▶ _Task goal_:
Please set down all the lines beneath this one exactly, without the pictures.

···

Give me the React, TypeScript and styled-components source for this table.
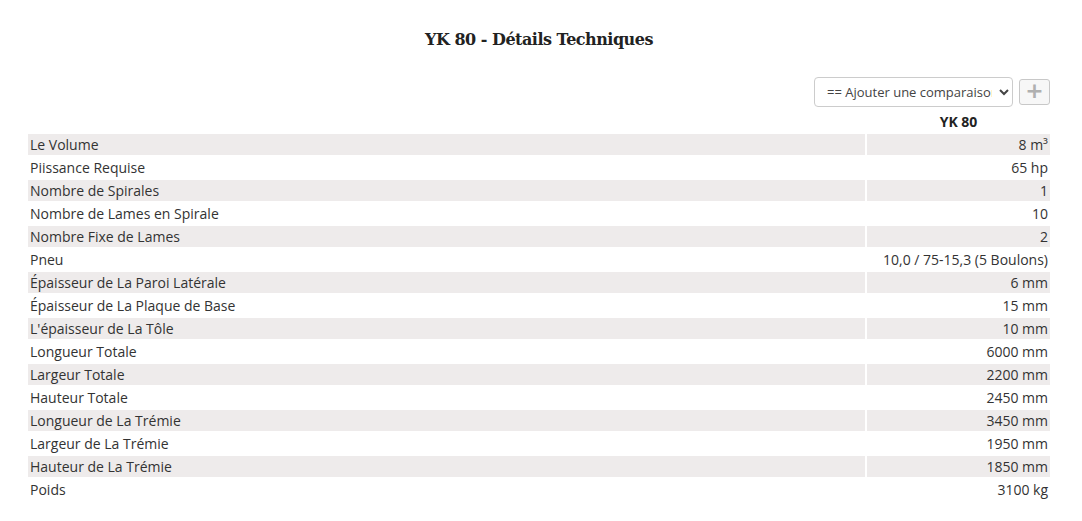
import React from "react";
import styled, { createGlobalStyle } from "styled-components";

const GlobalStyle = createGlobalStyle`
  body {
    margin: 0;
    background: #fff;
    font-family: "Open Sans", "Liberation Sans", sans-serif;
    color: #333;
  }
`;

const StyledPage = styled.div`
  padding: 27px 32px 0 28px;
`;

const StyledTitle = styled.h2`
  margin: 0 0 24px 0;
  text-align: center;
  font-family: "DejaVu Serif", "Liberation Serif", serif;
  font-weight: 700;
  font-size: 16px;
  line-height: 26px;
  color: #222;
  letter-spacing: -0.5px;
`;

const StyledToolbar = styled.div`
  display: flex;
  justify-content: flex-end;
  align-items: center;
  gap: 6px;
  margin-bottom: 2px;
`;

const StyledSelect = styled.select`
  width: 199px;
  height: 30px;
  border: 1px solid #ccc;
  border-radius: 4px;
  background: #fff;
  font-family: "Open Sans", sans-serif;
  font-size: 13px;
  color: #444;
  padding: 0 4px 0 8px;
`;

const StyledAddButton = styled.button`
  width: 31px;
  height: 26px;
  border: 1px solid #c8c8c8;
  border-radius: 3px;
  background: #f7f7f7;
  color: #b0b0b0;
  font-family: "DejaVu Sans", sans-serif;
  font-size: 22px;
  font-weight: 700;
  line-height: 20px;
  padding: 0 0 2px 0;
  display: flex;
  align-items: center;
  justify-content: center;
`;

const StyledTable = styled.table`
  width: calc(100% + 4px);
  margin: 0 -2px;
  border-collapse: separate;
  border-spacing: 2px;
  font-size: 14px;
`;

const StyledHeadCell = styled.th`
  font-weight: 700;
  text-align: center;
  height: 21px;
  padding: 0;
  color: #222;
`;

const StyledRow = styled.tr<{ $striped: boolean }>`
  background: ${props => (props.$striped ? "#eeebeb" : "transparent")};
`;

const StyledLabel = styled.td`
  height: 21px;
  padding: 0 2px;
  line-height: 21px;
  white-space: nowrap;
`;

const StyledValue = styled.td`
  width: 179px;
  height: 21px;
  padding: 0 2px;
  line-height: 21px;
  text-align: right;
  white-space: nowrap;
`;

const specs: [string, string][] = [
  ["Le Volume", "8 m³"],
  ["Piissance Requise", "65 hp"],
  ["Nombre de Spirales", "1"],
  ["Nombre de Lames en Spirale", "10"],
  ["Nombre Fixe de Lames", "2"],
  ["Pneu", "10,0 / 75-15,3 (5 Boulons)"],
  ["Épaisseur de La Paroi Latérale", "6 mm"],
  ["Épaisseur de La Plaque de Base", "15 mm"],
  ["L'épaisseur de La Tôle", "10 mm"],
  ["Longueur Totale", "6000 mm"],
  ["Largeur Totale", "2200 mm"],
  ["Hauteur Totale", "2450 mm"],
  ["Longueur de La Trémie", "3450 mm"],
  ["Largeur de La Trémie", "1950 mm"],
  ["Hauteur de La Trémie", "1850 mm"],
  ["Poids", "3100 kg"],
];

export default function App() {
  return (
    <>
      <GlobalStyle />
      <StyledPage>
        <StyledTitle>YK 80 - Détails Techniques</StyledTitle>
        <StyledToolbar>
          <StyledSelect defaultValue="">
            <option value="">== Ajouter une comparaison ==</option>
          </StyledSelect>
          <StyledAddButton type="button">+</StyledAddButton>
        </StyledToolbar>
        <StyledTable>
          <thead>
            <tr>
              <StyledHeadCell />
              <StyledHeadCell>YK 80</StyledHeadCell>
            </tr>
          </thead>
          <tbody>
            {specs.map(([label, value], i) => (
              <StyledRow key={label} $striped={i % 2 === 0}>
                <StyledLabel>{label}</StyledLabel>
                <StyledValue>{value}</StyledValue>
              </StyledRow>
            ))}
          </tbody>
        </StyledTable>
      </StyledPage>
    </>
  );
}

···

▶ _Solution for this exercise_:
Give me the React, TypeScript and styled-components source for this table.
import React from "react";
import styled, { createGlobalStyle } from "styled-components";

const GlobalStyle = createGlobalStyle`
  body {
    margin: 0;
    background: #fff;
    font-family: "Open Sans", "Liberation Sans", sans-serif;
    color: #333;
  }
`;

const StyledPage = styled.div`
  padding: 27px 32px 0 28px;
`;

const StyledTitle = styled.h2`
  margin: 0 0 24px 0;
  text-align: center;
  font-family: "DejaVu Serif", "Liberation Serif", serif;
  font-weight: 700;
  font-size: 16px;
  line-height: 26px;
  color: #222;
  letter-spacing: -0.5px;
`;

const StyledToolbar = styled.div`
  display: flex;
  justify-content: flex-end;
  align-items: center;
  gap: 6px;
  margin-bottom: 2px;
`;

const StyledSelect = styled.select`
  width: 199px;
  height: 30px;
  border: 1px solid #ccc;
  border-radius: 4px;
  background: #fff;
  font-family: "Open Sans", sans-serif;
  font-size: 13px;
  color: #444;
  padding: 0 4px 0 8px;
`;

const StyledAddButton = styled.button`
  width: 31px;
  height: 26px;
  border: 1px solid #c8c8c8;
  border-radius: 3px;
  background: #f7f7f7;
  color: #b0b0b0;
  font-family: "DejaVu Sans", sans-serif;
  font-size: 22px;
  font-weight: 700;
  line-height: 20px;
  padding: 0 0 2px 0;
  display: flex;
  align-items: center;
  justify-content: center;
`;

const StyledTable = styled.table`
  width: calc(100% + 4px);
  margin: 0 -2px;
  border-collapse: separate;
  border-spacing: 2px;
  font-size: 14px;
`;

const StyledHeadCell = styled.th`
  font-weight: 700;
  text-align: center;
  height: 21px;
  padding: 0;
  color: #222;
`;

const StyledRow = styled.tr<{ $striped: boolean }>`
  background: ${props => (props.$striped ? "#eeebeb" : "transparent")};
`;

const StyledLabel = styled.td`
  height: 21px;
  padding: 0 2px;
  line-height: 21px;
  white-space: nowrap;
`;

const StyledValue = styled.td`
  width: 179px;
  height: 21px;
  padding: 0 2px;
  line-height: 21px;
  text-align: right;
  white-space: nowrap;
`;

const specs: [string, string][] = [
  ["Le Volume", "8 m³"],
  ["Piissance Requise", "65 hp"],
  ["Nombre de Spirales", "1"],
  ["Nombre de Lames en Spirale", "10"],
  ["Nombre Fixe de Lames", "2"],
  ["Pneu", "10,0 / 75-15,3 (5 Boulons)"],
  ["Épaisseur de La Paroi Latérale", "6 mm"],
  ["Épaisseur de La Plaque de Base", "15 mm"],
  ["L'épaisseur de La Tôle", "10 mm"],
  ["Longueur Totale", "6000 mm"],
  ["Largeur Totale", "2200 mm"],
  ["Hauteur Totale", "2450 mm"],
  ["Longueur de La Trémie", "3450 mm"],
  ["Largeur de La Trémie", "1950 mm"],
  ["Hauteur de La Trémie", "1850 mm"],
  ["Poids", "3100 kg"],
];

export default function App() {
  return (
    <>
      <GlobalStyle />
      <StyledPage>
        <StyledTitle>YK 80 - Détails Techniques</StyledTitle>
        <StyledToolbar>
          <StyledSelect defaultValue="">
            <option value="">== Ajouter une comparaison ==</option>
          </StyledSelect>
          <StyledAddButton type="button">+</StyledAddButton>
        </StyledToolbar>
        <StyledTable>
          <thead>
            <tr>
              <StyledHeadCell />
              <StyledHeadCell>YK 80</StyledHeadCell>
            </tr>
          </thead>
          <tbody>
            {specs.map(([label, value], i) => (
              <StyledRow key={label} $striped={i % 2 === 0}>
                <StyledLabel>{label}</StyledLabel>
                <StyledValue>{value}</StyledValue>
              </StyledRow>
            ))}
          </tbody>
        </StyledTable>
      </StyledPage>
    </>
  );
}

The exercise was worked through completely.